§ **Exercise**:
Only the pictures are omitted; repeat all other data exactly.

★ ★ ★ ★

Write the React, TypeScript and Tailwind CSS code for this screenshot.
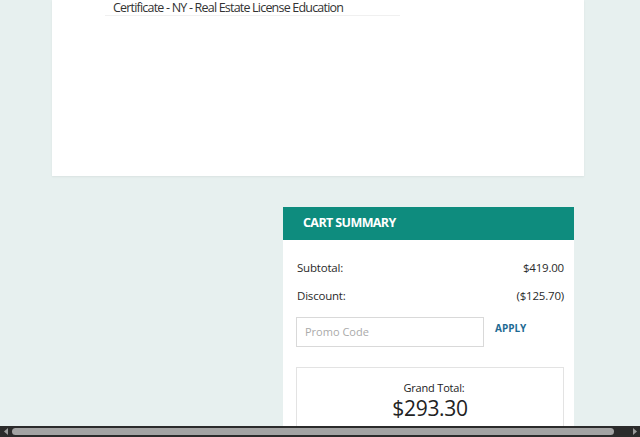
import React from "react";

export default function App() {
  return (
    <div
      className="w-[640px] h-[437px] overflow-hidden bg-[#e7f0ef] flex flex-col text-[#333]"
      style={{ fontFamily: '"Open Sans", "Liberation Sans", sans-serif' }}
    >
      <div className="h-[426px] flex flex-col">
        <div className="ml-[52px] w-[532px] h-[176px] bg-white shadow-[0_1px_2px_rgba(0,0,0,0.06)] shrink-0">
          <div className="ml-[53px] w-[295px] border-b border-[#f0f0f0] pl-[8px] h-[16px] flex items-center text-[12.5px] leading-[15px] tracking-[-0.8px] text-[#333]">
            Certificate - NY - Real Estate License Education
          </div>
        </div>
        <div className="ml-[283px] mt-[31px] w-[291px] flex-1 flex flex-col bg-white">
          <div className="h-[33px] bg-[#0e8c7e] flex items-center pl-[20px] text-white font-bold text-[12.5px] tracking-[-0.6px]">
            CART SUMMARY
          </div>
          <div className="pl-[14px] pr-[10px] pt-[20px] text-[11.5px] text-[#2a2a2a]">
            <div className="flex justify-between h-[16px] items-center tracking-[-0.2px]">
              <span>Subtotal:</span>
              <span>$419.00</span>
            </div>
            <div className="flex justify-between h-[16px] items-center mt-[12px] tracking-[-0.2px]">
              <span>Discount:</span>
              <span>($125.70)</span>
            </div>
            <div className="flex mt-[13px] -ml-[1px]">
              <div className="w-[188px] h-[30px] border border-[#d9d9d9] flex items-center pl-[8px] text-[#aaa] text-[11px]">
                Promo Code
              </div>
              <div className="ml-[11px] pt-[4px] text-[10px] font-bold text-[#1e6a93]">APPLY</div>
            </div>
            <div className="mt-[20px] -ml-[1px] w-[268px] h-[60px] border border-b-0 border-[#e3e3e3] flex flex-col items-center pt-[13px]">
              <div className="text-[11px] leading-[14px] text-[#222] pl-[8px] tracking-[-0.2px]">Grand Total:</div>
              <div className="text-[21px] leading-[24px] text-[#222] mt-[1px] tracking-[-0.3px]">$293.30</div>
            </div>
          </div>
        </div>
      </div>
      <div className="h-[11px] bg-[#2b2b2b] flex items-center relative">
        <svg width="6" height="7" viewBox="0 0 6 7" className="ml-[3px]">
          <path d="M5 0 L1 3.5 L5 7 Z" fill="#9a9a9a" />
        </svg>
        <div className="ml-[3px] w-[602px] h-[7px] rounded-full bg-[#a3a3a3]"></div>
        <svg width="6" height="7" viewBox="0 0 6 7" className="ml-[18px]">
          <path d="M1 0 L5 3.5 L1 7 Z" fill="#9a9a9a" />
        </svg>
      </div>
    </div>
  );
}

★ ★ ★ ★

§ **Written answer**:
Write the React, TypeScript and Tailwind CSS code for this screenshot.
import React from "react";

export default function App() {
  return (
    <div
      className="w-[640px] h-[437px] overflow-hidden bg-[#e7f0ef] flex flex-col text-[#333]"
      style={{ fontFamily: '"Open Sans", "Liberation Sans", sans-serif' }}
    >
      <div className="h-[426px] flex flex-col">
        <div className="ml-[52px] w-[532px] h-[176px] bg-white shadow-[0_1px_2px_rgba(0,0,0,0.06)] shrink-0">
          <div className="ml-[53px] w-[295px] border-b border-[#f0f0f0] pl-[8px] h-[16px] flex items-center text-[12.5px] leading-[15px] tracking-[-0.8px] text-[#333]">
            Certificate - NY - Real Estate License Education
          </div>
        </div>
        <div className="ml-[283px] mt-[31px] w-[291px] flex-1 flex flex-col bg-white">
          <div className="h-[33px] bg-[#0e8c7e] flex items-center pl-[20px] text-white font-bold text-[12.5px] tracking-[-0.6px]">
            CART SUMMARY
          </div>
          <div className="pl-[14px] pr-[10px] pt-[20px] text-[11.5px] text-[#2a2a2a]">
            <div className="flex justify-between h-[16px] items-center tracking-[-0.2px]">
              <span>Subtotal:</span>
              <span>$419.00</span>
            </div>
            <div className="flex justify-between h-[16px] items-center mt-[12px] tracking-[-0.2px]">
              <span>Discount:</span>
              <span>($125.70)</span>
            </div>
            <div className="flex mt-[13px] -ml-[1px]">
              <div className="w-[188px] h-[30px] border border-[#d9d9d9] flex items-center pl-[8px] text-[#aaa] text-[11px]">
                Promo Code
              </div>
              <div className="ml-[11px] pt-[4px] text-[10px] font-bold text-[#1e6a93]">APPLY</div>
            </div>
            <div className="mt-[20px] -ml-[1px] w-[268px] h-[60px] border border-b-0 border-[#e3e3e3] flex flex-col items-center pt-[13px]">
              <div className="text-[11px] leading-[14px] text-[#222] pl-[8px] tracking-[-0.2px]">Grand Total:</div>
              <div className="text-[21px] leading-[24px] text-[#222] mt-[1px] tracking-[-0.3px]">$293.30</div>
            </div>
          </div>
        </div>
      </div>
      <div className="h-[11px] bg-[#2b2b2b] flex items-center relative">
        <svg width="6" height="7" viewBox="0 0 6 7" className="ml-[3px]">
          <path d="M5 0 L1 3.5 L5 7 Z" fill="#9a9a9a" />
        </svg>
        <div className="ml-[3px] w-[602px] h-[7px] rounded-full bg-[#a3a3a3]"></div>
        <svg width="6" height="7" viewBox="0 0 6 7" className="ml-[18px]">
          <path d="M1 0 L5 3.5 L1 7 Z" fill="#9a9a9a" />
        </svg>
      </div>
    </div>
  );
}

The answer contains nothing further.